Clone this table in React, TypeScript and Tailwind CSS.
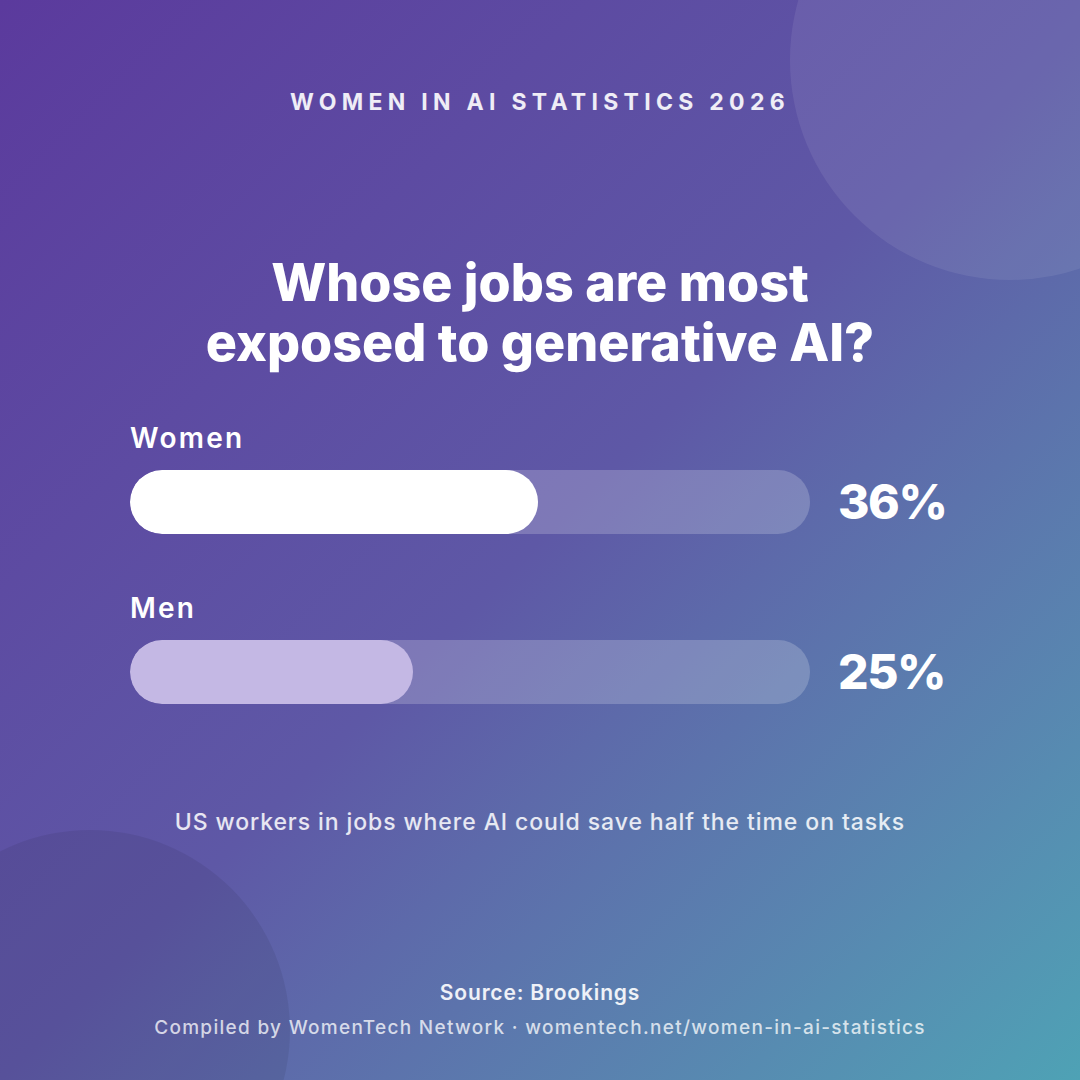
import React from 'react';

interface Stat {
  label: string;
  value: number;
  fill: string;
}

const MAX = 60;

const stats: Stat[] = [
  { label: 'Women', value: 36, fill: 'bg-white' },
  { label: 'Men', value: 25, fill: 'bg-[#c4b8e4]' },
];

const StatBar: React.FC<{ stat: Stat; className?: string }> = ({ stat, className }) => (
  <div className={className}>
    <div className="text-[28px] leading-[32px] font-semibold tracking-[0.08em] text-white">{stat.label}</div>
    <div className="mt-4 flex items-center">
      <div className="w-[680px] h-16 rounded-full bg-white/20 overflow-hidden">
        <div
          className={`h-full rounded-full ${stat.fill}`}
          style={{ width: `${(stat.value / MAX) * 100}%` }}
        />
      </div>
      <div className="ml-[28px] text-[48px] leading-[56px] font-extrabold tracking-[-0.03em] text-white">
        {stat.value}%
      </div>
    </div>
  </div>
);

const App: React.FC = () => {
  return (
    <div
      className="relative w-[1080px] h-[1080px] overflow-hidden bg-linear-135 from-[#5b3a9d] via-[#5e58a6] to-[#4ea2b5]"
      style={{ fontFamily: 'Inter, "Noto Sans", sans-serif' }}
    >
      {/* decorative circles */}
      <div className="absolute left-[790px] top-[-160px] w-[440px] h-[440px] rounded-full bg-white/[0.08]" />
      <div className="absolute left-[-110px] top-[830px] w-[400px] h-[400px] rounded-full bg-black/[0.07]" />

      <div className="relative flex flex-col items-center pt-[86px]">
        <div className="text-[23px] leading-[32px] font-bold tracking-[0.23em] text-white/90">
          WOMEN IN AI STATISTICS 2026
        </div>

        <h1 className="mt-[135px] text-center text-[52px] leading-[60px] font-extrabold text-white">
          Whose jobs are most
          <br />
          exposed to generative AI?
        </h1>

        <div className="w-[820px] mt-[49px]">
          <StatBar stat={stats[0]} />
          <StatBar stat={stats[1]} className="mt-[58px]" />
        </div>

        <p className="mt-[102px] text-[23px] leading-[32px] font-medium tracking-[0.04em] text-white/85">
          US workers in jobs where AI could save half the time on tasks
        </p>

        <p className="mt-[141px] text-[21px] leading-[28px] font-semibold tracking-[0.04em] text-white/90">
          Source: Brookings
        </p>
        <p className="mt-[7px] text-[19px] leading-[28px] font-medium tracking-[0.068em] text-white/75">
          Compiled by WomenTech Network · womentech.net/women-in-ai-statistics
        </p>
      </div>
    </div>
  );
};

export default App;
--
■ GIVEN EXERCISE
Find every line that has "React" in it, then return those lines.

■ SOLUTION TO THIS PROBLEM
Clone this table in React, TypeScript and Tailwind CSS.
import React from 'react';
const StatBar: React.FC<{ stat: Stat; className?: string }> = ({ stat, className }) => (
const App: React.FC = () => {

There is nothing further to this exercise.